==== PROVIDED DATA ====

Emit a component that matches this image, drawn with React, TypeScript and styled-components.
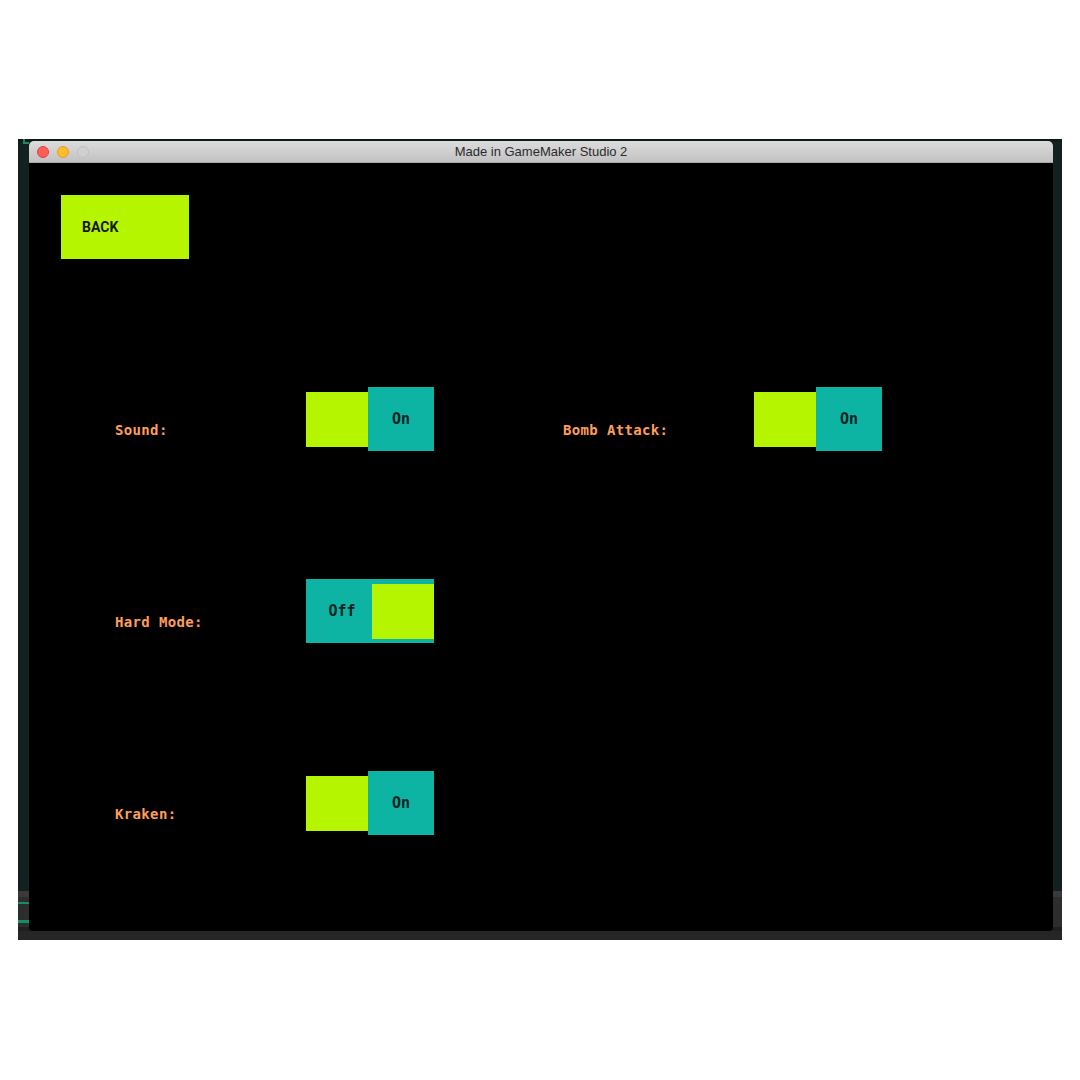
import React from "react";
import styled, { createGlobalStyle } from "styled-components";

const GlobalStyle = createGlobalStyle`
  html, body {
    margin: 0;
    padding: 0;
    background: #ffffff;
  }
  body {
    font-family: "Liberation Sans", Arial, sans-serif;
  }
`;

const Page = styled.div`
  display: flex;
  padding: 139px 0 0 18px;
`;

const Desktop = styled.div`
  width: 1044px;
  height: 801px;
  box-sizing: border-box;
  padding: 2px 0 0 11px;
  background:
    linear-gradient(#129160, #129160) 0 763px / 11px 2px no-repeat,
    linear-gradient(#129160, #129160) 0 781px / 11px 3px no-repeat,
    linear-gradient(#1d8c5a, #1d8c5a) 5px 0 / 2px 5px no-repeat,
    linear-gradient(#1d8c5a, #1d8c5a) 5px 3px / 6px 2px no-repeat,
    linear-gradient(
      to bottom,
      #0d1616 0px,
      #142121 4px,
      #142121 752px,
      #3a3a3a 752px,
      #3a3a3a 758px,
      #2d2d2d 758px,
      #2d2d2d 788px,
      #1f1f1f 788px,
      #1f1f1f 792px,
      #262626 792px
    );
`;

const Window = styled.div`
  width: 1024px;
  display: flex;
  flex-direction: column;
`;

const TitleBar = styled.div`
  height: 22px;
  box-sizing: border-box;
  border-radius: 5px 5px 0 0;
  background: linear-gradient(to bottom, #dcdcdc 0%, #cfcfcf 50%, #c2c2c2 100%);
  border-bottom: 1px solid #a9a9a9;
  display: grid;
  grid-template-columns: 1fr auto 1fr;
  align-items: center;
  padding: 0 8px;
`;

const Lights = styled.div`
  display: flex;
  gap: 8px;
  align-items: center;
`;

const Light = styled.span<{ $color: string; $border: string }>`
  width: 12px;
  height: 12px;
  box-sizing: border-box;
  border-radius: 50%;
  background: ${(p) => p.$color};
  border: 1px solid ${(p) => p.$border};
`;

const Title = styled.div`
  font-family: "Liberation Sans", Arial, sans-serif;
  font-size: 13px;
  color: #2a2a2a;
  line-height: 16px;
  padding-top: 1px;
`;

const Stage = styled.div`
  height: 768px;
  box-sizing: border-box;
  background: #000000;
  border-radius: 0 0 4px 4px;
  padding: 32px 0 0 32px;
  display: flex;
  flex-direction: column;
  align-items: flex-start;
`;

const BackButton = styled.button`
  width: 128px;
  height: 64px;
  border: none;
  margin: 0;
  padding: 0 0 0 21px;
  background: #b6f500;
  display: flex;
  align-items: center;
  font-family: Roboto, "Liberation Sans", sans-serif;
  font-weight: 700;
  font-size: 14px;
  color: #161616;
  cursor: pointer;
`;

const SettingsGrid = styled.div`
  margin: 128px 0 0 54px;
  display: grid;
  grid-template-columns: repeat(2, 448px);
  row-gap: 128px;
`;

const Setting = styled.div`
  display: flex;
  align-items: flex-start;
`;

const Label = styled.div`
  width: 191px;
  margin-top: 35px;
  font-family: "DejaVu Sans Mono", "Liberation Mono", monospace;
  font-weight: 700;
  font-size: 14px;
  letter-spacing: 0.35px;
  line-height: 16px;
  color: #ff9e5c;
`;

const Toggle = styled.div<{ $on: boolean }>`
  width: 128px;
  height: 64px;
  display: flex;
  align-items: center;
  background: ${(p) => (p.$on ? "transparent" : "#0db3a3")};
`;

const Knob = styled.div`
  width: 62px;
  height: 55px;
  background: #b6f500;
`;

const Face = styled.div<{ $on: boolean }>`
  width: 66px;
  height: 64px;
  box-sizing: border-box;
  display: flex;
  align-items: center;
  justify-content: center;
  padding-left: ${(p) => (p.$on ? "0" : "6px")};
  background: ${(p) => (p.$on ? "#0db3a3" : "transparent")};
  font-family: "DejaVu Sans Mono", "Liberation Mono", monospace;
  font-weight: 700;
  font-size: 15px;
  color: #0c2222;
`;

const Empty = styled.div``;

function Switch({ on }: { on: boolean }) {
  return (
    <Toggle $on={on}>
      {on ? (
        <>
          <Knob />
          <Face $on>On</Face>
        </>
      ) : (
        <>
          <Face $on={false}>Off</Face>
          <Knob />
        </>
      )}
    </Toggle>
  );
}

export default function App() {
  return (
    <>
      <GlobalStyle />
      <Page>
        <Desktop>
          <Window>
            <TitleBar>
              <Lights>
                <Light $color="#fc5f57" $border="#e0443e" />
                <Light $color="#fdbc2e" $border="#dea123" />
                <Light $color="#d0d0d0" $border="#c0c0c0" />
              </Lights>
              <Title>Made in GameMaker Studio 2</Title>
              <div />
            </TitleBar>
            <Stage>
              <BackButton>BACK</BackButton>
              <SettingsGrid>
                <Setting>
                  <Label>Sound:</Label>
                  <Switch on />
                </Setting>
                <Setting>
                  <Label>Bomb Attack:</Label>
                  <Switch on />
                </Setting>
                <Setting>
                  <Label>Hard Mode:</Label>
                  <Switch on={false} />
                </Setting>
                <Empty />
                <Setting>
                  <Label>Kraken:</Label>
                  <Switch on />
                </Setting>
              </SettingsGrid>
            </Stage>
          </Window>
        </Desktop>
      </Page>
    </>
  );
}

====

### [GIVEN TASK]
Reproduce the listing word for word and omit its pictures.

### [ANSWER IN FULL]
Emit a component that matches this image, drawn with React, TypeScript and styled-components.
import React from "react";
import styled, { createGlobalStyle } from "styled-components";

const GlobalStyle = createGlobalStyle`
  html, body {
    margin: 0;
    padding: 0;
    background: #ffffff;
  }
  body {
    font-family: "Liberation Sans", Arial, sans-serif;
  }
`;

const Page = styled.div`
  display: flex;
  padding: 139px 0 0 18px;
`;

const Desktop = styled.div`
  width: 1044px;
  height: 801px;
  box-sizing: border-box;
  padding: 2px 0 0 11px;
  background:
    linear-gradient(#129160, #129160) 0 763px / 11px 2px no-repeat,
    linear-gradient(#129160, #129160) 0 781px / 11px 3px no-repeat,
    linear-gradient(#1d8c5a, #1d8c5a) 5px 0 / 2px 5px no-repeat,
    linear-gradient(#1d8c5a, #1d8c5a) 5px 3px / 6px 2px no-repeat,
    linear-gradient(
      to bottom,
      #0d1616 0px,
      #142121 4px,
      #142121 752px,
      #3a3a3a 752px,
      #3a3a3a 758px,
      #2d2d2d 758px,
      #2d2d2d 788px,
      #1f1f1f 788px,
      #1f1f1f 792px,
      #262626 792px
    );
`;

const Window = styled.div`
  width: 1024px;
  display: flex;
  flex-direction: column;
`;

const TitleBar = styled.div`
  height: 22px;
  box-sizing: border-box;
  border-radius: 5px 5px 0 0;
  background: linear-gradient(to bottom, #dcdcdc 0%, #cfcfcf 50%, #c2c2c2 100%);
  border-bottom: 1px solid #a9a9a9;
  display: grid;
  grid-template-columns: 1fr auto 1fr;
  align-items: center;
  padding: 0 8px;
`;

const Lights = styled.div`
  display: flex;
  gap: 8px;
  align-items: center;
`;

const Light = styled.span<{ $color: string; $border: string }>`
  width: 12px;
  height: 12px;
  box-sizing: border-box;
  border-radius: 50%;
  background: ${(p) => p.$color};
  border: 1px solid ${(p) => p.$border};
`;

const Title = styled.div`
  font-family: "Liberation Sans", Arial, sans-serif;
  font-size: 13px;
  color: #2a2a2a;
  line-height: 16px;
  padding-top: 1px;
`;

const Stage = styled.div`
  height: 768px;
  box-sizing: border-box;
  background: #000000;
  border-radius: 0 0 4px 4px;
  padding: 32px 0 0 32px;
  display: flex;
  flex-direction: column;
  align-items: flex-start;
`;

const BackButton = styled.button`
  width: 128px;
  height: 64px;
  border: none;
  margin: 0;
  padding: 0 0 0 21px;
  background: #b6f500;
  display: flex;
  align-items: center;
  font-family: Roboto, "Liberation Sans", sans-serif;
  font-weight: 700;
  font-size: 14px;
  color: #161616;
  cursor: pointer;
`;

const SettingsGrid = styled.div`
  margin: 128px 0 0 54px;
  display: grid;
  grid-template-columns: repeat(2, 448px);
  row-gap: 128px;
`;

const Setting = styled.div`
  display: flex;
  align-items: flex-start;
`;

const Label = styled.div`
  width: 191px;
  margin-top: 35px;
  font-family: "DejaVu Sans Mono", "Liberation Mono", monospace;
  font-weight: 700;
  font-size: 14px;
  letter-spacing: 0.35px;
  line-height: 16px;
  color: #ff9e5c;
`;

const Toggle = styled.div<{ $on: boolean }>`
  width: 128px;
  height: 64px;
  display: flex;
  align-items: center;
  background: ${(p) => (p.$on ? "transparent" : "#0db3a3")};
`;

const Knob = styled.div`
  width: 62px;
  height: 55px;
  background: #b6f500;
`;

const Face = styled.div<{ $on: boolean }>`
  width: 66px;
  height: 64px;
  box-sizing: border-box;
  display: flex;
  align-items: center;
  justify-content: center;
  padding-left: ${(p) => (p.$on ? "0" : "6px")};
  background: ${(p) => (p.$on ? "#0db3a3" : "transparent")};
  font-family: "DejaVu Sans Mono", "Liberation Mono", monospace;
  font-weight: 700;
  font-size: 15px;
  color: #0c2222;
`;

const Empty = styled.div``;

function Switch({ on }: { on: boolean }) {
  return (
    <Toggle $on={on}>
      {on ? (
        <>
          <Knob />
          <Face $on>On</Face>
        </>
      ) : (
        <>
          <Face $on={false}>Off</Face>
          <Knob />
        </>
      )}
    </Toggle>
  );
}

export default function App() {
  return (
    <>
      <GlobalStyle />
      <Page>
        <Desktop>
          <Window>
            <TitleBar>
              <Lights>
                <Light $color="#fc5f57" $border="#e0443e" />
                <Light $color="#fdbc2e" $border="#dea123" />
                <Light $color="#d0d0d0" $border="#c0c0c0" />
              </Lights>
              <Title>Made in GameMaker Studio 2</Title>
              <div />
            </TitleBar>
            <Stage>
              <BackButton>BACK</BackButton>
              <SettingsGrid>
                <Setting>
                  <Label>Sound:</Label>
                  <Switch on />
                </Setting>
                <Setting>
                  <Label>Bomb Attack:</Label>
                  <Switch on />
                </Setting>
                <Setting>
                  <Label>Hard Mode:</Label>
                  <Switch on={false} />
                </Setting>
                <Empty />
                <Setting>
                  <Label>Kraken:</Label>
                  <Switch on />
                </Setting>
              </SettingsGrid>
            </Stage>
          </Window>
        </Desktop>
      </Page>
    </>
  );
}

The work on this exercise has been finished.